Le récit suit l'ordre chronologique et s'appuie sur les photos présentes dans l'édition de la Pléiade, la "Vulgate". Mais ce qui assure son unité et sa beauté, c'est avant tout la reprise comme en refrains d'images comme celles du père-clairon et de la mère-patenôtres, du cagibi ou puits intérieur, de la langue de bois-de décembre (le latin) opposée à langue de juin qu'est la poésie en français, de la Carabosse, de la tringle de l’alexandrin, du Gilles de Watteau auquel ressemble Théodore de Banville, de la petite bouture qui permet d'entrer dans le monde parisien des poètes et de la chanterelle, être la poésie personnellement.
Le récit souvent fait écho aux poèmes. "On dit qu'une plus longue fugue, un rêve, à la fin de l'été le porta en Belgique, vers Charleroi par de petits chemins avec des mûres sans doute, des moulins dans des arbres, des usines surgies au bout d'un chant d'avoine, et nous ne saurons jamais exactement où il passa, où son esprit jeune bondit sur tel quatrain aujourd'hui plus connu en ce monde que Charleroi, où le lacet de la grande godasse lui resta dans la main, sous la Grande Ourse, mais nous savons qu'au retour il s'arrêta à Douai, chez les tantes d'Izambard, trois douces Parques au fond d'un grand jardin, couturières, chercheuses de poux et que ces jours dans un grand jardin à la fin de l'été furent les plus beaux de sa vie, peut-être les seuls.
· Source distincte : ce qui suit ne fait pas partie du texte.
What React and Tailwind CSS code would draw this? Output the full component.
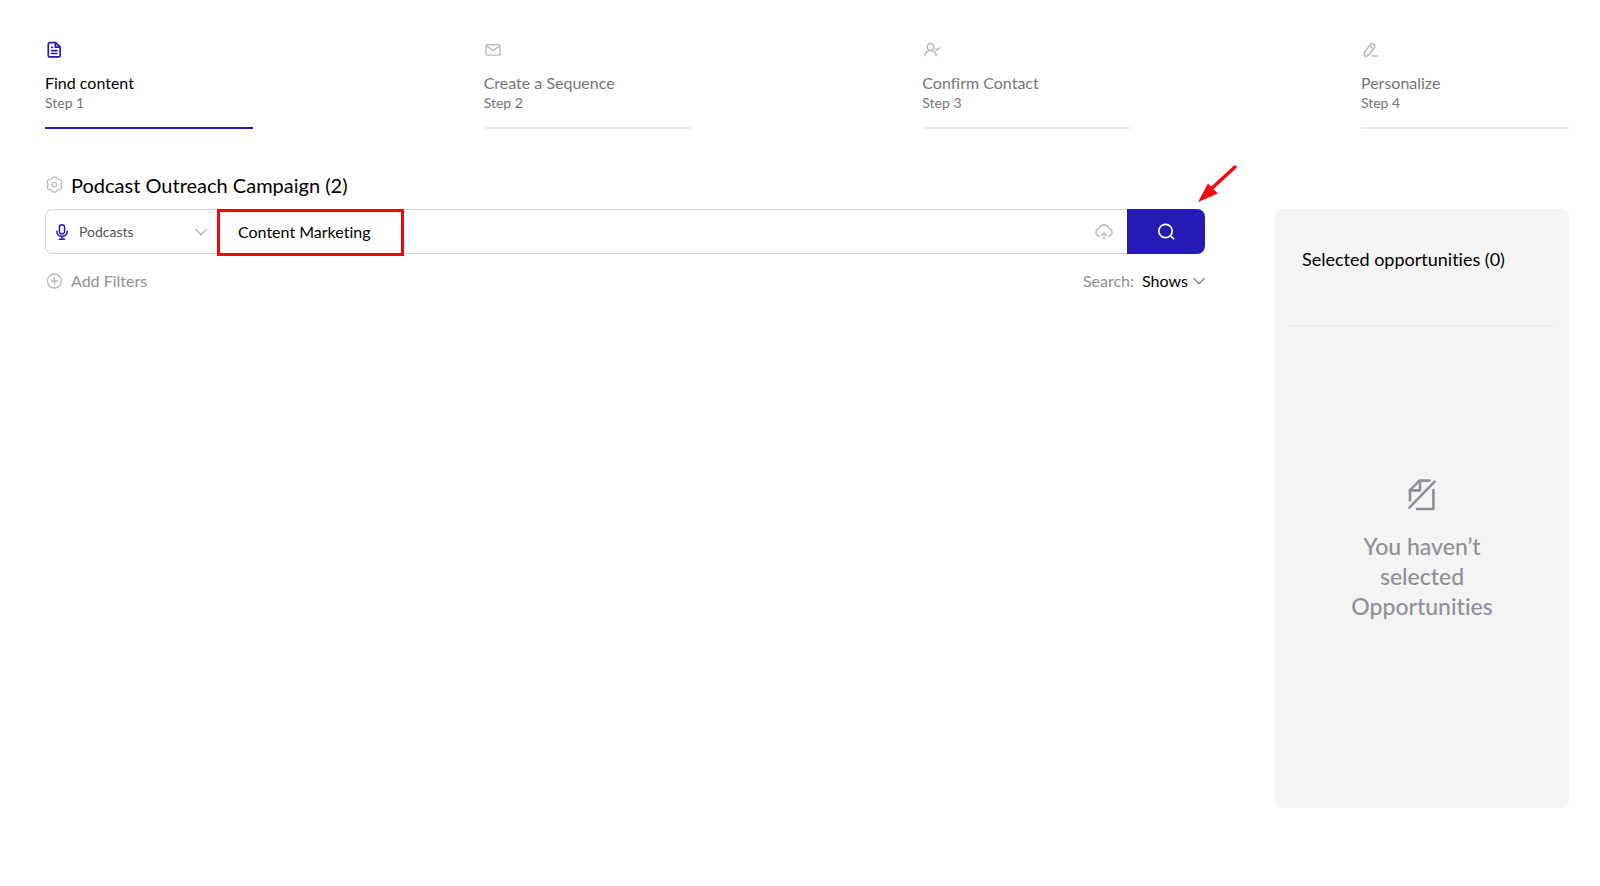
import { useState } from "react";

const FileIcon = () => (
  <svg className="size-5" viewBox="0 0 20 20" fill="none" stroke="currentColor" strokeWidth="1.7" strokeLinejoin="round" strokeLinecap="round">
    <path d="M10.600 2.600H5a1.700 1.700 0 0 0-1.700 1.700v10.900A1.700 1.700 0 0 0 5 16.900h8.400a1.700 1.700 0 0 0 1.700-1.700V7.100z" />
    <path d="M10.400 2.800v4.400h4.400" />
    <path d="M6.600 10.600h5.400M6.600 13.500h5.400" />
    <path d="M6.800 7.400h.6" />
  </svg>
);

const MailIcon = () => (
  <svg className="size-5" viewBox="0 0 20 20" fill="none" stroke="currentColor" strokeWidth="1.4" strokeLinejoin="round" strokeLinecap="round">
    <rect x="2" y="4.700" width="14" height="10.400" rx="1.200" />
    <path d="M2.600 6l6.400 4.600L15.400 6" />
  </svg>
);

const ContactIcon = () => (
  <svg className="size-5" viewBox="0 0 20 20" fill="none" stroke="currentColor" strokeWidth="1.5" strokeLinejoin="round" strokeLinecap="round">
    <circle cx="8.600" cy="7" r="3.400" />
    <path d="M3 15.600c.3-3 2.600-5.200 5.600-5.200s5.300 2.200 5.600 5.200" />
    <path d="M13.900 8.900l1.300 1.200 2.300-2.400" />
  </svg>
);

const PencilIcon = () => (
  <svg className="size-5" viewBox="0 0 20 20" fill="none" stroke="currentColor" strokeWidth="1.5" strokeLinejoin="round" strokeLinecap="round">
    <path d="M3.600 12l6-7.700a1.900 1.900 0 0 1 2.700-.3l1 .8a1.900 1.900 0 0 1 .3 2.700l-6 7.700-2.200 1.100c-1.400.5-2.300-.2-2.200-1.600z" />
    <path d="M8.600 5.800l3.800 3" />
    <path d="M11.400 16h4.800" />
  </svg>
);

const GearIcon = () => (
  <svg className="size-5 text-[#b9babd]" viewBox="0 0 20 20" fill="none" stroke="currentColor" strokeWidth="1.3" strokeLinejoin="round">
    <path d="M7.600 2.400Q9.500 1.200 11.400 2.400Q12.300 4.800 14.900 4.300Q16.900 5.300 16.800 7.500Q15.200 9.500 16.800 11.500Q16.900 13.700 14.900 14.700Q12.300 14.200 11.400 16.600Q9.500 17.800 7.600 16.600Q6.700 14.200 4.100 14.700Q2.100 13.700 2.200 11.500Q3.800 9.500 2.200 7.500Q2.100 5.300 4.100 4.300Q6.700 4.800 7.600 2.400z" />
    <circle cx="9.500" cy="9.500" r="2.200" />
  </svg>
);

const MicIcon = () => (
  <svg className="h-4 w-3 shrink-0 text-[#241bb5]" viewBox="0 0 12 16" fill="none" stroke="currentColor" strokeWidth="1.5" strokeLinecap="round">
    <rect x="3.400" y=".8" width="5.200" height="9" rx="2.600" />
    <path d="M.8 7.300c0 3 2.200 5 5.200 5s5.200-2 5.200-5M6 12.300v2.700M3.400 15.200h5.200" />
  </svg>
);

const ChevronIcon = () => (
  <svg className="h-2 w-3 shrink-0" viewBox="0 0 12 8" fill="none" stroke="currentColor" strokeWidth="1.6" strokeLinecap="round" strokeLinejoin="round">
    <path d="M1 1.700l5 5 5-5" />
  </svg>
);

const CloudIcon = () => (
  <svg className="h-4 w-[18px]" viewBox="0 0 18 16" fill="none" stroke="currentColor" strokeWidth="1.4" strokeLinecap="round" strokeLinejoin="round">
    <path d="M5 12H4.200A3.600 3.600 0 0 1 3.800 4.900C4.500 2.300 6.500.8 9 .8s4.500 1.500 5.200 4.100A3.600 3.600 0 0 1 13.800 12H13" />
    <path d="M9 15V9.200M6.600 11.300L9 9l2.400 2.300" />
  </svg>
);

const PlusCircleIcon = () => (
  <svg className="size-5 text-[#b9babd]" viewBox="0 0 20 20" fill="none" stroke="currentColor" strokeWidth="1.3" strokeLinecap="round">
    <circle cx="9.500" cy="10" r="7" />
    <path d="M9.500 7v6M6.500 10h6" />
  </svg>
);

const SearchIcon = () => (
  <svg className="size-5" viewBox="0 0 20 20" fill="none" stroke="currentColor" strokeWidth="1.7" strokeLinecap="round">
    <circle cx="9.500" cy="9" r="6.700" />
    <path d="M14.400 13.800l3.200 2.800" />
  </svg>
);

const NoFileIcon = () => (
  <svg className="h-8 w-7" viewBox="0 0 28 32" fill="none" stroke="currentColor" strokeWidth="2.600" strokeLinecap="round" strokeLinejoin="round">
    <path d="M21.500 1.600H11.500L2 11.200V21.500" />
    <path d="M12 2v9.400H2" />
    <path d="M25.400 11v19H9" />
    <path d="M1.400 28.600L26.600 2.600" />
  </svg>
);

const steps = [
  { title: "Find content", step: "Step 1", icon: FileIcon, active: true },
  { title: "Create a Sequence", step: "Step 2", icon: MailIcon },
  { title: "Confirm Contact", step: "Step 3", icon: ContactIcon },
  { title: "Personalize", step: "Step 4", icon: PencilIcon },
];

function Step({ title, step, icon: Icon, active }) {
  return (
    <li
      className={`w-52 border-b-2 pb-4 ${active ? "border-[#241bb5]" : "border-[#e9eaee]"}`}
      aria-current={active ? "step" : undefined}
    >
      <div className={active ? "text-[#241bb5]" : "text-[#b9babd]"}>
        <Icon />
      </div>
      <p className={`mt-[11px] text-base leading-6 ${active ? "text-black" : "text-[#757575]"}`}>{title}</p>
      <p className="text-sm leading-4 text-[#757575]">{step}</p>
    </li>
  );
}

function SearchBar() {
  const [type, setType] = useState("Podcasts");
  const [query, setQuery] = useState("Content Marketing");

  return (
    <form className="relative mt-[10px] flex h-[45px]" onSubmit={(e) => e.preventDefault()}>
      <div className="flex min-w-0 flex-1 rounded-l-lg border border-r-0 border-[#d5d6de]">
        <label className="flex w-[171px] items-center px-[10px] text-[#b9babd]">
          <MicIcon />
          <select
            aria-label="Content type"
            className="ml-[11px] mr-1 min-w-0 flex-1 appearance-none bg-transparent text-sm text-[#555555] outline-none"
            value={type}
            onChange={(e) => setType(e.target.value)}
          >
            <option>Podcasts</option>
            <option>Articles</option>
          </select>
          <ChevronIcon />
        </label>
        <input
          type="text"
          aria-label="Keyword"
          className="min-w-0 flex-1 pl-[21px] text-base text-black outline-none"
          value={query}
          onChange={(e) => setQuery(e.target.value)}
        />
        <button type="button" aria-label="Upload list" className="px-[14px] text-[#b9babd]">
          <CloudIcon />
        </button>
      </div>
      <button type="submit" aria-label="Search" className="flex w-[78px] items-center justify-center rounded-r-lg bg-[#241bb5] text-white">
        <SearchIcon />
      </button>

      {/* Callouts over the search bar */}
      <div className="pointer-events-none absolute left-[172px] top-0 h-[47px] w-[187px] border-3 border-[#ff0008]" />
      <svg className="pointer-events-none absolute -right-8 -top-11 h-[38px] w-10" viewBox="0 0 40 38" fill="#ff0008">
        <path d="M38 2L14 24" stroke="#ff0008" strokeWidth="3.400" strokeLinecap="round" />
        <path d="M1 37L11 18.500l9.800 9.900z" />
      </svg>
    </form>
  );
}

function App() {
  const [scope, setScope] = useState("Shows");

  return (
    <div className="min-h-screen bg-white pb-20 pl-[45px] pr-[31px] pt-10 font-['Lato','Noto_Sans',sans-serif] [font-variant-ligatures:none]">
      <ol className="flex justify-between">
        {steps.map((item) => (
          <Step key={item.step} {...item} />
        ))}
      </ol>

      <div className="mt-[42px] flex items-start gap-[70px]">
        <main className="min-w-0 flex-1">
          <h1 className="flex items-center gap-[6px] text-xl leading-7 text-black">
            <GearIcon />
            Podcast Outreach Campaign (2)
          </h1>
          <SearchBar />
          <div className="mt-[15px] flex items-center justify-between text-base leading-6 text-[#8e9099]">
            <button type="button" className="flex items-center gap-[6px]">
              <PlusCircleIcon />
              Add Filters
            </button>
            <label className="flex items-center">
              Search:
              <select
                className="ml-2 mr-[5px] appearance-none bg-transparent text-black outline-none"
                value={scope}
                onChange={(e) => setScope(e.target.value)}
              >
                <option>Shows</option>
              </select>
              <ChevronIcon />
            </label>
          </div>
        </main>

        <aside className="mt-[38px] flex min-h-[599px] w-[294px] flex-col rounded-lg bg-[#f4f4f4] px-[13px]">
          <h2 className="border-b border-[#e9eaee] pb-[52px] pl-[14px] pt-9 text-[18px] leading-7 text-black">
            Selected opportunities (0)
          </h2>
          <div className="flex flex-col items-center pt-[153px] text-[#8e9099]">
            <NoFileIcon />
            <p className="mt-5 w-40 text-center text-[23px] font-medium leading-[30px]">You haven’t selected Opportunities</p>
          </div>
        </aside>
      </div>
    </div>
  );
}

export default App;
On dit aussi que dans ce jardin il fit ce poème que tout enfant connait, où il appelle ses étoiles comme on siffle ses chiens, où il caresse la Grande Ourse et se couche près d'elle..."
"Hélas, Rimbaud a le don d'enfariner ceux qui l'approchent , et ce disant mes mains pendent, je m'enrhume ; si je bats mes basques il en sort de la farine".